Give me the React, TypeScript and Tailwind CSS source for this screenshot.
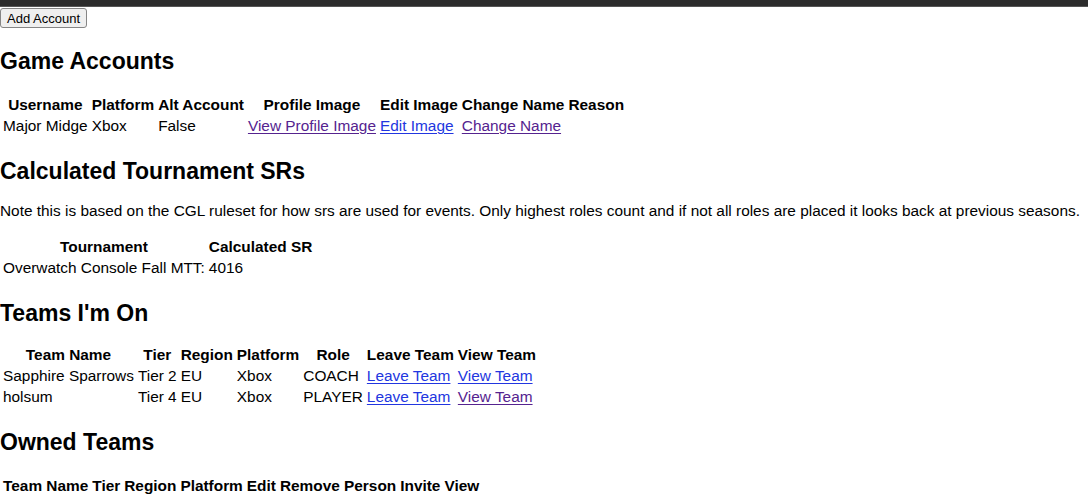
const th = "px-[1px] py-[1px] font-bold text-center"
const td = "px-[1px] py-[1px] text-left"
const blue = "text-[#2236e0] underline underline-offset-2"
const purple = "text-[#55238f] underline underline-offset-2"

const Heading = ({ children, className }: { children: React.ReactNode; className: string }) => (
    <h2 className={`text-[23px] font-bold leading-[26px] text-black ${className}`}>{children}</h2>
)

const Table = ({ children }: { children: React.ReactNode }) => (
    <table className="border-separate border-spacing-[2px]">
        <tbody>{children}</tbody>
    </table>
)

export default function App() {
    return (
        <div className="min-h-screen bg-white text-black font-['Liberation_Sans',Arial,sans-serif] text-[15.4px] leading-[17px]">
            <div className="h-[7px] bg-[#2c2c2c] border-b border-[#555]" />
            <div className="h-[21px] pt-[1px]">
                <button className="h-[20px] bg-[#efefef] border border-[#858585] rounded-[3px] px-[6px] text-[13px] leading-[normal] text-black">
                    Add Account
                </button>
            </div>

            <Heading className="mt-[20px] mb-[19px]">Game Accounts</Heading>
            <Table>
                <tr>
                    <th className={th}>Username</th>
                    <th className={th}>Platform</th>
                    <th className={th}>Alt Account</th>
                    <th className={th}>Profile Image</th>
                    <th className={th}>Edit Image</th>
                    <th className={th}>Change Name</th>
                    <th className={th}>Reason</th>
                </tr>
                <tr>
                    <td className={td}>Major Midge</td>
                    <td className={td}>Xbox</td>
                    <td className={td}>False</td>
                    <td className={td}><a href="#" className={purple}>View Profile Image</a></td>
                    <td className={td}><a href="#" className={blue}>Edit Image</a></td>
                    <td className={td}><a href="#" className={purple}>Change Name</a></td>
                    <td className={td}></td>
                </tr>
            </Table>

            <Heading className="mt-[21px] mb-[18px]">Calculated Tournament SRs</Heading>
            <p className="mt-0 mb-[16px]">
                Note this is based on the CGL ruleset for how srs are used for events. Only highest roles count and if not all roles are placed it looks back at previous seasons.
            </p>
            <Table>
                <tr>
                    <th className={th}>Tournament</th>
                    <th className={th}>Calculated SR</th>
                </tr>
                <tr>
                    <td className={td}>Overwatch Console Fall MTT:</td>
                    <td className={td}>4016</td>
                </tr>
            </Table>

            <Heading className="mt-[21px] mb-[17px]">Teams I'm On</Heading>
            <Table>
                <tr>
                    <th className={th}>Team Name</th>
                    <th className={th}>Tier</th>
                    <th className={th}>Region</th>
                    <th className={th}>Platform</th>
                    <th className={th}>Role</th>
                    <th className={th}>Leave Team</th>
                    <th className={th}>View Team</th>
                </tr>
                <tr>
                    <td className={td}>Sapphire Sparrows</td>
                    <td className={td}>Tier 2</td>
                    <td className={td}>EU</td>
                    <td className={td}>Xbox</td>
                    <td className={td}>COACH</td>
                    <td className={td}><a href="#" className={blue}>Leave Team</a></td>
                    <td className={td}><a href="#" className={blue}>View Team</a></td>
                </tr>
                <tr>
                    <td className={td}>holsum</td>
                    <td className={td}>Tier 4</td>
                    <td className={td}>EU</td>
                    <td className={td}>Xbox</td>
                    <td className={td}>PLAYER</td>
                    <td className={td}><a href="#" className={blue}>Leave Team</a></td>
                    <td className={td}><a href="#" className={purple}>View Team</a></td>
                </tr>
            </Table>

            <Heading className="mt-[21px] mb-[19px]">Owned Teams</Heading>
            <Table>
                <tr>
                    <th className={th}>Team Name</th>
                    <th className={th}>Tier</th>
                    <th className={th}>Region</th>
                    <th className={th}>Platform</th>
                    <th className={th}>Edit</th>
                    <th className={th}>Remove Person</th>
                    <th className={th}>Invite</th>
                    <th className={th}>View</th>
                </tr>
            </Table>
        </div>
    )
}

══════════════════════════════

_Exercise goal_: Every line above should be returned word for word, with the pictures left behind.

_Solution to this task_:
Give me the React, TypeScript and Tailwind CSS source for this screenshot.
const th = "px-[1px] py-[1px] font-bold text-center"
const td = "px-[1px] py-[1px] text-left"
const blue = "text-[#2236e0] underline underline-offset-2"
const purple = "text-[#55238f] underline underline-offset-2"

const Heading = ({ children, className }: { children: React.ReactNode; className: string }) => (
    <h2 className={`text-[23px] font-bold leading-[26px] text-black ${className}`}>{children}</h2>
)

const Table = ({ children }: { children: React.ReactNode }) => (
    <table className="border-separate border-spacing-[2px]">
        <tbody>{children}</tbody>
    </table>
)

export default function App() {
    return (
        <div className="min-h-screen bg-white text-black font-['Liberation_Sans',Arial,sans-serif] text-[15.4px] leading-[17px]">
            <div className="h-[7px] bg-[#2c2c2c] border-b border-[#555]" />
            <div className="h-[21px] pt-[1px]">
                <button className="h-[20px] bg-[#efefef] border border-[#858585] rounded-[3px] px-[6px] text-[13px] leading-[normal] text-black">
                    Add Account
                </button>
            </div>

            <Heading className="mt-[20px] mb-[19px]">Game Accounts</Heading>
            <Table>
                <tr>
                    <th className={th}>Username</th>
                    <th className={th}>Platform</th>
                    <th className={th}>Alt Account</th>
                    <th className={th}>Profile Image</th>
                    <th className={th}>Edit Image</th>
                    <th className={th}>Change Name</th>
                    <th className={th}>Reason</th>
                </tr>
                <tr>
                    <td className={td}>Major Midge</td>
                    <td className={td}>Xbox</td>
                    <td className={td}>False</td>
                    <td className={td}><a href="#" className={purple}>View Profile Image</a></td>
                    <td className={td}><a href="#" className={blue}>Edit Image</a></td>
                    <td className={td}><a href="#" className={purple}>Change Name</a></td>
                    <td className={td}></td>
                </tr>
            </Table>

            <Heading className="mt-[21px] mb-[18px]">Calculated Tournament SRs</Heading>
            <p className="mt-0 mb-[16px]">
                Note this is based on the CGL ruleset for how srs are used for events. Only highest roles count and if not all roles are placed it looks back at previous seasons.
            </p>
            <Table>
                <tr>
                    <th className={th}>Tournament</th>
                    <th className={th}>Calculated SR</th>
                </tr>
                <tr>
                    <td className={td}>Overwatch Console Fall MTT:</td>
                    <td className={td}>4016</td>
                </tr>
            </Table>

            <Heading className="mt-[21px] mb-[17px]">Teams I'm On</Heading>
            <Table>
                <tr>
                    <th className={th}>Team Name</th>
                    <th className={th}>Tier</th>
                    <th className={th}>Region</th>
                    <th className={th}>Platform</th>
                    <th className={th}>Role</th>
                    <th className={th}>Leave Team</th>
                    <th className={th}>View Team</th>
                </tr>
                <tr>
                    <td className={td}>Sapphire Sparrows</td>
                    <td className={td}>Tier 2</td>
                    <td className={td}>EU</td>
                    <td className={td}>Xbox</td>
                    <td className={td}>COACH</td>
                    <td className={td}><a href="#" className={blue}>Leave Team</a></td>
                    <td className={td}><a href="#" className={blue}>View Team</a></td>
                </tr>
                <tr>
                    <td className={td}>holsum</td>
                    <td className={td}>Tier 4</td>
                    <td className={td}>EU</td>
                    <td className={td}>Xbox</td>
                    <td className={td}>PLAYER</td>
                    <td className={td}><a href="#" className={blue}>Leave Team</a></td>
                    <td className={td}><a href="#" className={purple}>View Team</a></td>
                </tr>
            </Table>

            <Heading className="mt-[21px] mb-[19px]">Owned Teams</Heading>
            <Table>
                <tr>
                    <th className={th}>Team Name</th>
                    <th className={th}>Tier</th>
                    <th className={th}>Region</th>
                    <th className={th}>Platform</th>
                    <th className={th}>Edit</th>
                    <th className={th}>Remove Person</th>
                    <th className={th}>Invite</th>
                    <th className={th}>View</th>
                </tr>
            </Table>
        </div>
    )
}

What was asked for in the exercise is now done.